┌────────
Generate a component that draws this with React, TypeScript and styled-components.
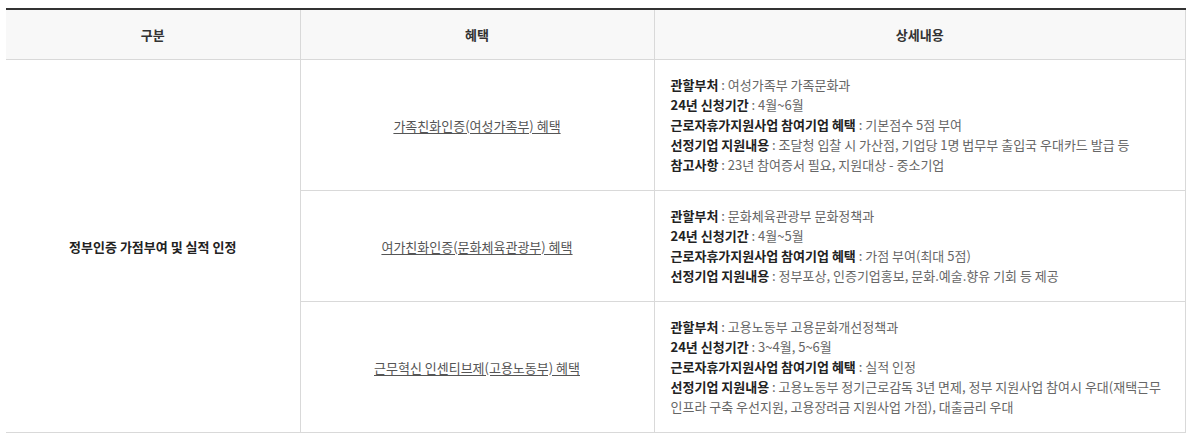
import { createGlobalStyle, styled } from 'styled-components'

const GlobalStyle = createGlobalStyle`
  body {
    margin: 0;
    padding: 8px 6px;
    background: #fff;
    font-family: 'Noto Sans CJK KR', 'Noto Sans', sans-serif;
    color: #333;
  }
`

type Detail = { label: string; text: string }
type Benefit = { title: string; details: Detail[] }

const benefits: Benefit[] = [
  {
    title: '가족친화인증(여성가족부) 혜택',
    details: [
      { label: '관할부처', text: '여성가족부 가족문화과' },
      { label: '24년 신청기간', text: '4월~6월' },
      { label: '근로자휴가지원사업 참여기업 혜택', text: '기본점수 5점 부여' },
      {
        label: '선정기업 지원내용',
        text: '조달청 입찰 시 가산점, 기업당 1명 법무부 출입국 우대카드 발급 등',
      },
      { label: '참고사항', text: '23년 참여증서 필요, 지원대상 - 중소기업' },
    ],
  },
  {
    title: '여가친화인증(문화체육관광부) 혜택',
    details: [
      { label: '관할부처', text: '문화체육관광부 문화정책과' },
      { label: '24년 신청기간', text: '4월~5월' },
      { label: '근로자휴가지원사업 참여기업 혜택', text: '가점 부여(최대 5점)' },
      {
        label: '선정기업 지원내용',
        text: '정부포상, 인증기업홍보, 문화.예술.향유 기회 등 제공',
      },
    ],
  },
  {
    title: '근무혁신 인센티브제(고용노동부) 혜택',
    details: [
      { label: '관할부처', text: '고용노동부 고용문화개선정책과' },
      { label: '24년 신청기간', text: '3~4월, 5~6월' },
      { label: '근로자휴가지원사업 참여기업 혜택', text: '실적 인정' },
      {
        label: '선정기업 지원내용',
        text: '고용노동부 정기근로감독 3년 면제, 정부 지원사업 참여시 우대(재택근무 인프라 구축 우선지원, 고용장려금 지원사업 가점), 대출금리 우대',
      },
    ],
  },
]

const App = () => {
  return (
    <>
      <GlobalStyle />
      <Table>
        <colgroup>
          <col style={{ width: 294 }} />
          <col style={{ width: 354 }} />
          <col />
        </colgroup>
        <thead>
          <tr>
            <HeadCell>구분</HeadCell>
            <HeadCell>혜택</HeadCell>
            <HeadCell>상세내용</HeadCell>
          </tr>
        </thead>
        <tbody>
          {benefits.map((b, i) => (
            <tr key={b.title}>
              {i === 0 && (
                <GroupCell rowSpan={benefits.length}>
                  정부인증 가점부여 및 실적 인정
                </GroupCell>
              )}
              <BenefitCell>
                <BenefitLink href="#">{b.title}</BenefitLink>
              </BenefitCell>
              <DetailCell>
                {b.details.map((d) => (
                  <Line key={d.label}>
                    <Label>{d.label}</Label> : {d.text}
                  </Line>
                ))}
              </DetailCell>
            </tr>
          ))}
        </tbody>
      </Table>
    </>
  )
}

const Table = styled.table`
  width: 1180px;
  border-collapse: collapse;
  table-layout: fixed;
  border-top: 2px solid #333;
  font-size: 13px;
`
const HeadCell = styled.th`
  height: 49px;
  padding: 0;
  background: #f8f8f8;
  border-bottom: 1px solid #d9d9d9;
  border-right: 1px solid #d9d9d9;
  font-size: 13px;
  font-weight: 700;
  color: #333;
  text-align: center;
  vertical-align: middle;
`
const GroupCell = styled.td`
  padding: 0 10px;
  border-bottom: 1px solid #d9d9d9;
  border-right: 1px solid #d9d9d9;
  text-align: center;
  vertical-align: middle;
  font-weight: 700;
  color: #222;
`
const BenefitCell = styled.td`
  padding: 0 10px;
  border-bottom: 1px solid #d9d9d9;
  border-right: 1px solid #d9d9d9;
  text-align: center;
  vertical-align: middle;
`
const BenefitLink = styled.a`
  color: #555;
  text-decoration: underline;
  text-underline-offset: 2px;
`
const DetailCell = styled.td`
  padding: 15px 15px 15px 16px;
  border-bottom: 1px solid #d9d9d9;
  border-right: 1px solid #d9d9d9;
  vertical-align: middle;
  color: #666;
  line-height: 20px;
  word-break: keep-all;
`
const Line = styled.div`
  line-height: 20px;
`
const Label = styled.strong`
  font-weight: 700;
  color: #222;
`

export default App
└────────
## WRITTEN EXERCISE
Copy the data character for character, but drop all pictures from the copy.

## TASK OUTPUT
Generate a component that draws this with React, TypeScript and styled-components.
import { createGlobalStyle, styled } from 'styled-components'

const GlobalStyle = createGlobalStyle`
  body {
    margin: 0;
    padding: 8px 6px;
    background: #fff;
    font-family: 'Noto Sans CJK KR', 'Noto Sans', sans-serif;
    color: #333;
  }
`

type Detail = { label: string; text: string }
type Benefit = { title: string; details: Detail[] }

const benefits: Benefit[] = [
  {
    title: '가족친화인증(여성가족부) 혜택',
    details: [
      { label: '관할부처', text: '여성가족부 가족문화과' },
      { label: '24년 신청기간', text: '4월~6월' },
      { label: '근로자휴가지원사업 참여기업 혜택', text: '기본점수 5점 부여' },
      {
        label: '선정기업 지원내용',
        text: '조달청 입찰 시 가산점, 기업당 1명 법무부 출입국 우대카드 발급 등',
      },
      { label: '참고사항', text: '23년 참여증서 필요, 지원대상 - 중소기업' },
    ],
  },
  {
    title: '여가친화인증(문화체육관광부) 혜택',
    details: [
      { label: '관할부처', text: '문화체육관광부 문화정책과' },
      { label: '24년 신청기간', text: '4월~5월' },
      { label: '근로자휴가지원사업 참여기업 혜택', text: '가점 부여(최대 5점)' },
      {
        label: '선정기업 지원내용',
        text: '정부포상, 인증기업홍보, 문화.예술.향유 기회 등 제공',
      },
    ],
  },
  {
    title: '근무혁신 인센티브제(고용노동부) 혜택',
    details: [
      { label: '관할부처', text: '고용노동부 고용문화개선정책과' },
      { label: '24년 신청기간', text: '3~4월, 5~6월' },
      { label: '근로자휴가지원사업 참여기업 혜택', text: '실적 인정' },
      {
        label: '선정기업 지원내용',
        text: '고용노동부 정기근로감독 3년 면제, 정부 지원사업 참여시 우대(재택근무 인프라 구축 우선지원, 고용장려금 지원사업 가점), 대출금리 우대',
      },
    ],
  },
]

const App = () => {
  return (
    <>
      <GlobalStyle />
      <Table>
        <colgroup>
          <col style={{ width: 294 }} />
          <col style={{ width: 354 }} />
          <col />
        </colgroup>
        <thead>
          <tr>
            <HeadCell>구분</HeadCell>
            <HeadCell>혜택</HeadCell>
            <HeadCell>상세내용</HeadCell>
          </tr>
        </thead>
        <tbody>
          {benefits.map((b, i) => (
            <tr key={b.title}>
              {i === 0 && (
                <GroupCell rowSpan={benefits.length}>
                  정부인증 가점부여 및 실적 인정
                </GroupCell>
              )}
              <BenefitCell>
                <BenefitLink href="#">{b.title}</BenefitLink>
              </BenefitCell>
              <DetailCell>
                {b.details.map((d) => (
                  <Line key={d.label}>
                    <Label>{d.label}</Label> : {d.text}
                  </Line>
                ))}
              </DetailCell>
            </tr>
          ))}
        </tbody>
      </Table>
    </>
  )
}

const Table = styled.table`
  width: 1180px;
  border-collapse: collapse;
  table-layout: fixed;
  border-top: 2px solid #333;
  font-size: 13px;
`
const HeadCell = styled.th`
  height: 49px;
  padding: 0;
  background: #f8f8f8;
  border-bottom: 1px solid #d9d9d9;
  border-right: 1px solid #d9d9d9;
  font-size: 13px;
  font-weight: 700;
  color: #333;
  text-align: center;
  vertical-align: middle;
`
const GroupCell = styled.td`
  padding: 0 10px;
  border-bottom: 1px solid #d9d9d9;
  border-right: 1px solid #d9d9d9;
  text-align: center;
  vertical-align: middle;
  font-weight: 700;
  color: #222;
`
const BenefitCell = styled.td`
  padding: 0 10px;
  border-bottom: 1px solid #d9d9d9;
  border-right: 1px solid #d9d9d9;
  text-align: center;
  vertical-align: middle;
`
const BenefitLink = styled.a`
  color: #555;
  text-decoration: underline;
  text-underline-offset: 2px;
`
const DetailCell = styled.td`
  padding: 15px 15px 15px 16px;
  border-bottom: 1px solid #d9d9d9;
  border-right: 1px solid #d9d9d9;
  vertical-align: middle;
  color: #666;
  line-height: 20px;
  word-break: keep-all;
`
const Line = styled.div`
  line-height: 20px;
`
const Label = styled.strong`
  font-weight: 700;
  color: #222;
`

export default App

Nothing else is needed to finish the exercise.